The situation in Pakistan is complicated, the admiral said, and the United States will not force help on people who don’t want it.
“One of the filters on sort of their willingness to be helped is how the Pakistan military is perceived within Pakistan,” the admiral said. “It is the strongest element of Pakistan, historically. It is the element of government upon which the people depend.”
Pakistan is a proud country with a proud military tradition, and America cannot take actions that would cause the Pakistani military to appear to be an extension of the U.S. military, Olson said. “We can only help them in a way that truly helps them, and they are much more expert in that than we are,” he told the subcommittee.
The Pakistanis also have never forgotten the cut-off of military contacts in 1990 as a result of the Pressler Amendment, which sought to pressure Pakistan into not developing nuclear weapons. Even though full relations were re-established between the countries in 2003, Olson said, a full generation of Pakistani officers did not work with their American counterparts.
“I think the best thing that we can do is develop the relationships that will erode whatever atmosphere of distrust exists, help the Pakistani people understand that our interests there are theirs and that our commitment is a long term commitment for the good of Pakistan and the stability of the region,” Olson said.
The admiral called the environment in Afghanistan uniquely complex. “It is really a village-by-village, valley-by-valley counterinsurgency,” he said. “One of the things that I’m finding myself saying more often is that presence without value is perceived as occupation.” Afghans have a long history of mistrust toward outsiders, he noted, and they will resist outside influence.
“Much of Afghanistan has not felt … the impact of a central government in Kabul, ever,” Olson said. “I think a large part of our goal there is to encourage the people who are now deciding where their allegiance will be … to decide to place their bet with a legitimate government, at whatever level that is.”

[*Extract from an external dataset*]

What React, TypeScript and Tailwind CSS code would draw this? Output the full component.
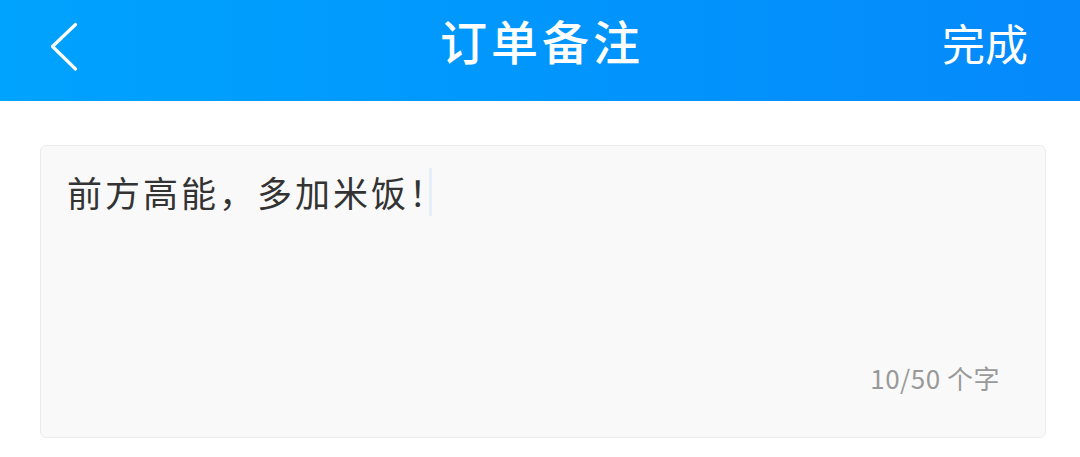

Whether Afghans pledge loyalty to tribal, local, regional or federal government, “it will come down to ultimately where they place their bet,” the admiral said. “I think in the absence of solid metrics, it will be our sense of where the people are beginning to place their bets that will lead us to understand whether or not our efforts are successful in the hinterlands of Afghanistan.”
Any effort in the country will require a careful U.S. approach, and “it will require as small a footprint as we can get away with in the places we go with the capability and the security considerations as part of that,” he said.
“It will require … a shift towards true local regional knowledge, however that is obtained,” the admiral said. “We have to get beyond generalizations in Afghanistan into true deep knowledge of tribal relationships, family histories, the nuances of the terrain and the weather and how that affects how business is done, how money is made, how their world operates.”
Leaders have to be able to assess what impact American operations and just mere presence will have in remote regions of Afghanistan, Olson said.
“I think this is a long-term commitment for us, in order to build that depth of knowledge and then allow it to have the impact in the places where that needs to occur,” he said. “This will not be people deciding overnight where their allegiance is, it’s going to have to be convincing them over a long period of time that they are better off placing their bet with the local regional governments than with the illegitimate power players in the region.”